I put the question to a clerk in the bookstore.

"What do people do for a living around here?"

"Living?"

"Well, you know. Real people. I don't know the area. I just blew into town, but I can't help but notice there's tons more cars than houses here."

"Oh, this is nothing. You should see it in summer. You couldn't park within miles of here. You can't walk down the sidewalk without turning sideways."

"But why do people come? Just to see each other?"

She looked at me blankly. "Why, to shop, of course. Is that all you want? A paper?"

"That's it." I smiled. "You want paper or plastic?"

"Whatever."

Perversely, I made her wait while I fished around in my pockets for coins. Nickels and pennies. She could barely contain her disgust. It was great.

And there you have it. Mendocino, the little Mall by the Sea. It is a pretty place. And you can buy most anything you don't need. Good luck with anything else.

Whoever thought of this was a frigging genius. In the middle of nowhere, and packed with shoppers. All it lacks is a casino.


It was not far south of the Mall that I ran into the perfect coastal state park. Nearly empty. Behind the KOA. Manchester State Park. "No checks." No host. Okay, I'll wait till someone comes round with change. I settled in among the Cypress trees, and walked to the beach. Two days later someone knocked on my door. They took a check after all.

When I say Manchester Park was perfect, I mean perfect for me. Quiet, lonesome, a long view across meadows of coastal grass bending in the wind. A great place to rest up and recover from the rigors of the Mall. When I arrived, there were perhaps 7 or 8 RVs in some 40 sites. Everyone had a circle to himself. After a couple of days all but one besides myself disappeared, and a fellow in a parks hat came out and started setting up signs in each site: "Closed for Environmental Protection. Do not Cross." I asked him what it meant.

"There's an endangered species moving in here. The park is closing. You're going to be the last one to occupy that site."

"Which one is it this time?"

"The Mountain Spotted Beaver."

"I thought beavers stayed in streams and lakes."

"Well, it's really not a beaver. They just call it that. It's a kind of rodent."

"They're scarce, are they?"

"Well. They're all up and down the coast. But in every area they're a little different, and considered a separate species."

"So they're gonna close down an entire State Park to make way for a rat?" I was amazed.

"A rodent. The plan is to move the campsites away from the beach, maybe half a mile."

"The KOA's going to love that. Won't it be horribly expensive? I though California was running out of money?"

He shrugged his shoulders, and moved on round the circle with his signs.

This was interesting. I sat up late by the fire, thinking about it. Listening for movement in the grass. For anything.

I'm only a visitor here.
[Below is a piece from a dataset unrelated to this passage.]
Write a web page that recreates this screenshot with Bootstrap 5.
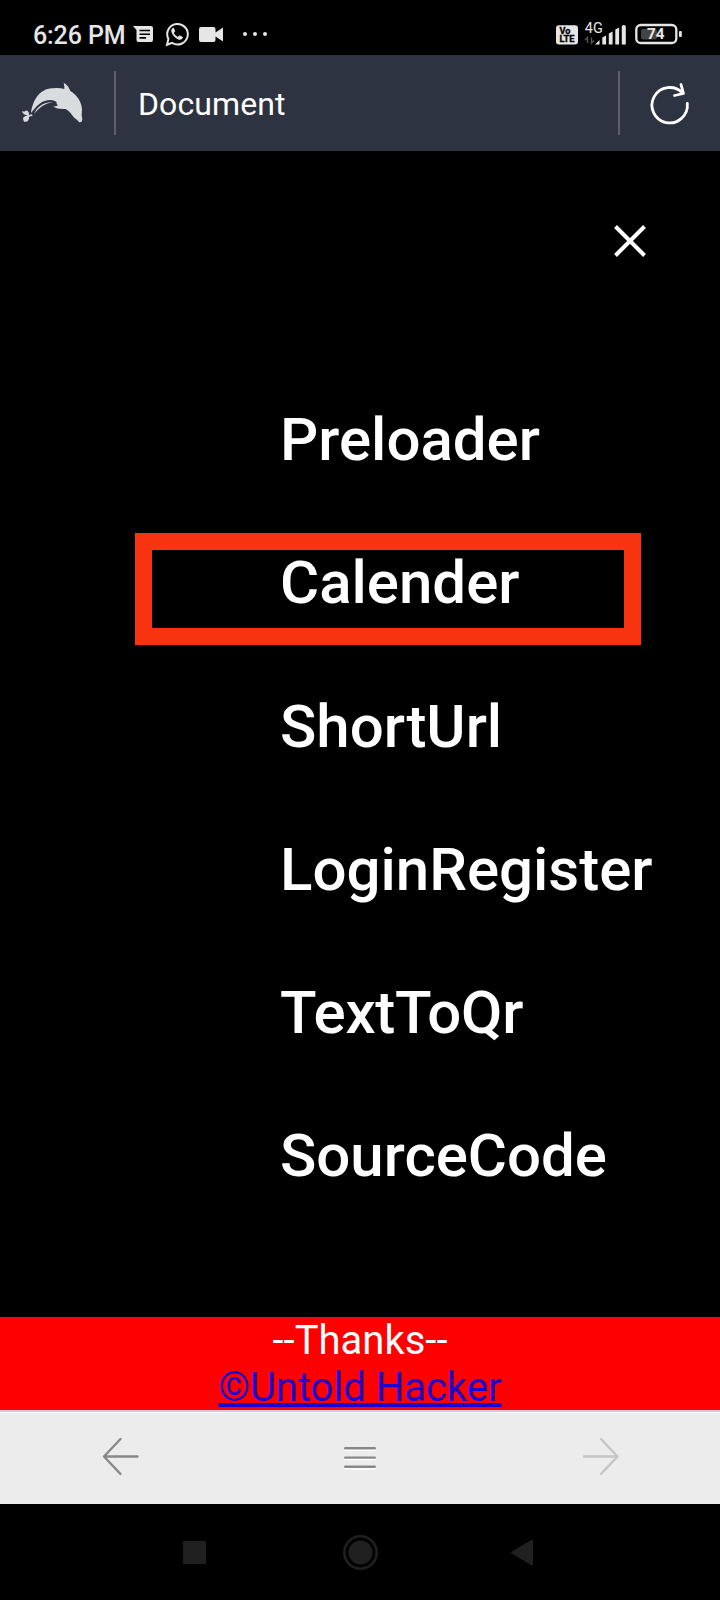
<!DOCTYPE html>
<html lang="en">
<head>
<meta charset="utf-8">
<meta name="viewport" content="width=device-width, initial-scale=1">
<title>Document</title>
<link href="https://cdn.jsdelivr.net/npm/bootstrap@5.3.0/dist/css/bootstrap.min.css" rel="stylesheet">
<style>
  body { font-family: Roboto, "Liberation Sans", sans-serif; background: #000; }
  svg { display: block; flex: none; }
  .screen { width: 720px; height: 1600px; }
  .statusbar { height: 55px; padding: 13px 38px 0 33px; color: #e6e6e6; }
  .clock { font-size: 25px; font-weight: 500; line-height: 44px; width: 100px; letter-spacing: -.1px; padding-top: 1px; }
  .addressbar { height: 96px; background: #2d3341; }
  .logo-cell { width: 114px; }
  .divider { width: 2px; height: 64px; background: #5b606b; }
  .page-title { font-size: 32px; line-height: 40px; padding: 1px 0 0 22px; letter-spacing: .1px; }
  .reload-cell { width: 100px; }
  .overlay-page { height: 1166px; }
  .close-btn { padding: 72px 72px 0 0; height: 217px; }
  .menu-link { height: 143.3px; padding-left: 280px; font-size: 60px; font-weight: 500; line-height: 143.3px; color: #fff; text-decoration: none; white-space: nowrap; }
  .menu-link.tight { letter-spacing: -.25px; }
  .highlight { left: 135px; top: 22px; width: 506px; height: 111.5px; border: 17px solid #f73310; }
  .thanks { height: 93px; background: #f00; font-size: 40px; line-height: 47px; }
  .thanks a { color: #1b00d0; text-decoration-thickness: 4px; text-underline-offset: 2px; text-decoration-skip-ink: none; }
  .toolbar { height: 94px; background: #ececec; border-top: 2px solid #d2cccc; padding: 0 100px 2px; box-shadow: inset 0 1px #fff; }
  .sysnav { height: 96px; padding: 0 185px 0 181px; }
</style>
</head>
<body>
<div class="screen d-flex flex-column overflow-hidden">
  <header class="statusbar d-flex">
    <div class="clock text-nowrap">6:26 PM</div>
    <!-- notifications: message, WhatsApp, video, more -->
    <svg width="140" height="42" viewBox="133 13 140 42" fill="#e6e6e6">
      <path d="M133 26h18q2 0 2 2v12q0 2-2 2h-12.500q-2 0-2-2V30z"/>
      <path d="M139.500 30.500h10.500M139.500 34.200h10.500M139.500 37.900h6.500" stroke="#000" stroke-width="1.600"/>
      <path d="M167 44.800l1.400-5.800A10.300 10.300 0 1 1 172 42.900z" fill="none" stroke="#e6e6e6" stroke-width="2"/>
      <path d="M173 27.800q-2.500 1.700-1.400 4.600 2.200 5.200 7.300 7.300 3 .8 4.200-2.500l-3.500-2-1.800 1.700q-2.700-1.300-4-4l1.400-1.700-1.300-3.300z"/>
      <path d="M201 27h12.500q2 0 2 2v3.400l7.500-5v14l-7.500-5V40q0 2-2 2H201q-2 0-2-2V29q0-2 2-2z"/>
      <circle cx="245" cy="34" r="2"/><circle cx="255" cy="34" r="2"/><circle cx="265" cy="34" r="2"/>
    </svg>
    <!-- network and battery -->
    <svg class="ms-auto" width="127" height="42" viewBox="555 13 127 42" fill="#e6e6e6">
      <rect x="556" y="25.300" width="22" height="19.200" rx="3"/>
      <g fill="#000" stroke="#000" stroke-width=".3" font-family="Roboto" font-weight="700">
        <text x="559.500" y="33.800" font-size="8.500" textLength="11" lengthAdjust="spacingAndGlyphs">Vo</text>
        <text x="559.500" y="42" font-size="8.800" textLength="15" lengthAdjust="spacingAndGlyphs">LTE</text>
      </g>
      <text x="584.800" y="33" font-family="Roboto" font-size="14.500" textLength="18" lengthAdjust="spacingAndGlyphs">4G</text>
      <path d="M587.500 43v-5.500l-2.500 2.500M591.500 37.500V43l2.500-2.500" fill="none" stroke="#555" stroke-width="1.400"/>
      <path d="M595 44.500l4.500-4.500v4.500zM602.300 44.500v-7l3.800-2v9zM608.800 44.500V33.500l3.800-2v13zM615.300 44.500V29.500l3.800-2v17zM621.800 44.500V26.500q0-1.500 2-1.500t2 1.500v18z"/>
      <rect x="636.300" y="25" width="40" height="18" rx="4.500" fill="none" stroke="#e6e6e6" stroke-width="2.300"/>
      <rect x="641" y="29" width="16" height="10.500" rx="2" fill="#444"/>
      <rect x="679" y="31" width="2.800" height="6" rx="1"/>
      <text x="647" y="39" font-family="Roboto" font-size="14.500" font-weight="700" textLength="17.500" lengthAdjust="spacingAndGlyphs">74</text>
    </svg>
  </header>

  <nav class="addressbar d-flex align-items-center text-white">
    <div class="logo-cell">
      <svg width="110" height="70" viewBox="-31 -5 330 210" fill="#d9dcdf">
        <path d="M62 130C66 98 84 58 126 56Q146 54 162 58Q163 50 160 39Q174 46 180 64C202 78 214 98 215 119L214 138Q217 147 215 154Q211 160 205 156L200 150C188 145 182 126 166 118Q142 120 129 111Q140 110 143 107Q136 103 139 98C128 87 104 90 88 102Q77 110 62 130Z"/>
        <path d="M71 134C78 111 104 94 128 98C104 101 86 114 71 134Z"/>
        <path d="M56 137C45 137 37 134 35 124Q42 128 46 123C53 121 57 129 56 137Q65 130 67 139Q58 139 56 142C57 151 52 158 41 156Q39 152 38 146Q42 138 56 137Z"/>
      </svg>
    </div>
    <div class="divider"></div>
    <div class="page-title">Document</div>
    <div class="divider ms-auto"></div>
    <div class="reload-cell d-flex">
      <svg width="100" height="60" viewBox="620 73 100 60" fill="none" stroke="#fff" stroke-width="2.800" stroke-linecap="round" stroke-linejoin="round">
        <path d="M687.300 103.500A17.700 17.700 0 1 1 682.500 93M681 84.500L683.500 93.500L674.500 95.500"/>
      </svg>
    </div>
  </nav>

  <main class="overlay-page">
    <div class="close-btn d-flex justify-content-end align-items-start">
      <svg width="36" height="36" viewBox="0 0 36 36" stroke="#fff" stroke-width="4"><path d="M3.500 3.500L32.500 32.500M32.500 3.500L3.500 32.500"/></svg>
    </div>
    <nav class="nav flex-column flex-nowrap">
      <a class="menu-link" href="#">Preloader</a>
      <a class="menu-link position-relative" href="#">Calender<span class="highlight position-absolute"></span></a>
      <a class="menu-link" href="#">ShortUrl</a>
      <a class="menu-link" href="#">LoginRegister</a>
      <a class="menu-link tight" href="#">TextToQr</a>
      <a class="menu-link" href="#">SourceCode</a>
    </nav>
  </main>

  <footer class="thanks text-center text-white">
    <div>--Thanks--</div>
    <a class="d-block" href="#">©Untold Hacker</a>
  </footer>

  <div class="toolbar d-flex justify-content-between align-items-center">
    <svg width="40" height="40" viewBox="0 0 40 40" fill="none" stroke="#888" stroke-width="2.400" stroke-linecap="round" stroke-linejoin="round"><path d="M20.500 2L4 19.500L20.500 37M4 19.500H37.500"/></svg>
    <svg width="40" height="40" viewBox="0 0 40 40" stroke-width="2.400" stroke-linecap="round"><path d="M5.200 12.700H34.800M5.200 22H34.800M5.200 31.200H34.800" stroke="#fff"/><path d="M5.200 11.300H34.800M5.200 20.600H34.800M5.200 29.800H34.800" stroke="#888"/></svg>
    <svg width="40" height="40" viewBox="0 0 40 40" fill="none" stroke="#c5c5c5" stroke-width="2.400" stroke-linecap="round" stroke-linejoin="round"><path d="M21 2L37.500 19.500L21 37M37.500 19.500H4"/></svg>
  </div>

  <div class="sysnav d-flex justify-content-between align-items-center">
    <svg width="27" height="40" viewBox="0 0 27 40"><rect x="2" y="9" width="23" height="23" rx="1" fill="#202020"/></svg>
    <svg width="40" height="40" viewBox="0 0 40 40"><circle cx="22.500" cy="20.500" r="16.200" fill="none" stroke="#202020" stroke-width="2.600"/><circle cx="22.500" cy="20.500" r="12" fill="#202020"/></svg>
    <svg width="27" height="40" viewBox="0 0 27 40"><path d="M4 20.500L24 8.500V32.500Z" fill="#202020" stroke="#202020" stroke-width="2" stroke-linejoin="round"/></svg>
  </div>
</div>
<script src="https://cdn.jsdelivr.net/npm/bootstrap@5.3.0/dist/js/bootstrap.bundle.min.js"></script>
</body>
</html>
But I thought it my duty to hunker down a while, giving up my wandering ways to stand in as California's last lonely outpost in the Kingdom of the Spotted Mountain Rat. It seemed the least I could do. In all that time I saw crowds of deer and quail and gulls and park rangers and even what looked like a lone coyote in the distance. But nary a beaver. They must be sly boogers.

On my last day I got to talking to the camp host, who had been gone days moonlighting as a roofer. Let's call him Howard. He and his 5 boys were living in and out of a 23 foot trailer. The youngest was 4. I asked him if he was going to lose his position when they closed the park. He just laughed.

"The bird lady has been trying to close this place for 9 years. It's still here. They'll move those signs out come summer."

"Bird lady?"

"Yeah. She even wanted to uproot all these nice cypress trees. Been here forever, but she said they weren't "native". Then the rangers got together and got them declared historical monuments. That put a cork in her."

It turns out he was shooting the bull one day with an old ranger, and found out how the spotted beaver and gophers and other rodents had been exterminated decades ago in the park.

"They'd let propane down the holes and set it off. Sometimes the earth lifted up an inch or two over a considerable area."

Then one day a while back he saw someone four-wheeling out in the open field, headed for the beach. He called the rangers. Definitely a no-no. Several of them showed up quickly, hoping to get the 4wheelers out of the park before the bird lady showed up and smothered them all in paperwork. When they followed it down to the beach, they saw a bunch of guys roaming around down there with metal detectors, talking into lapel mikes.

It was the FBI. Turns out the beach and park were right under the flight path of the Space Shuttle as it was breaking up. They were looking for fallen parts throughout a hundred mile swath cutting clear across California.

The FBI guy said there was two ways this could go. The rangers could help, or he could shut them down. He didn't want a bunch of looky-looky civilians running around the area, so he'd rather have cooperation. That was okay with the rangers.

But right in the middle of all this, Bird Lady showed up hot and bothered, worried about the rats. She poked her bony finger right in the middle of the FBI guy's tie and proceeded to tell him what he could and couldn't do on 'her' stretch of coastline. The FBI guy took about a minute of this, then put her nose down in the sand and handcuffed her. Then he raised her up by her hair and told her to shut up and listen. In a minute he was going to take the cuffs off. She was going to leave, quietly, and he didn't want to see her anywhere around there for 60 days. If he did she was going to jail for interfering with an investigation.

She left.

"And sure enough we didn't see her for 60 days." Howard tried unsuccessfully to remain sober and stone-faced.

This whole thing got me to thinking about environmental laws, and how I felt about them. As usual, I'm caught in the middle. I don't want to ever, ever contribute to the extinction of any species of animal. Especially not just so I can camp on a particular stretch of beach. I'm willing to put up with considerable inconvenience and some curtailment of my freedom to try and prevent anything like that from happening.

I don't much hold with blowing up gophers, for that matter.

But any environmental plan that attempts to exclude man from nature posits a world as artificial as a cracking tower or a microwave oven. Man as a species is part of nature, and has been living and dead for as long as any of the species these laws seek to protect.

If man is not there, it is not natural.

So here I am in my accustomed place, caught between extremes, trying to camp on the border between. We moderates always try to have our cake and eat it too.

Why not? What else you gonna do with cake, anyway?

Feed it to the spotted mountain rats?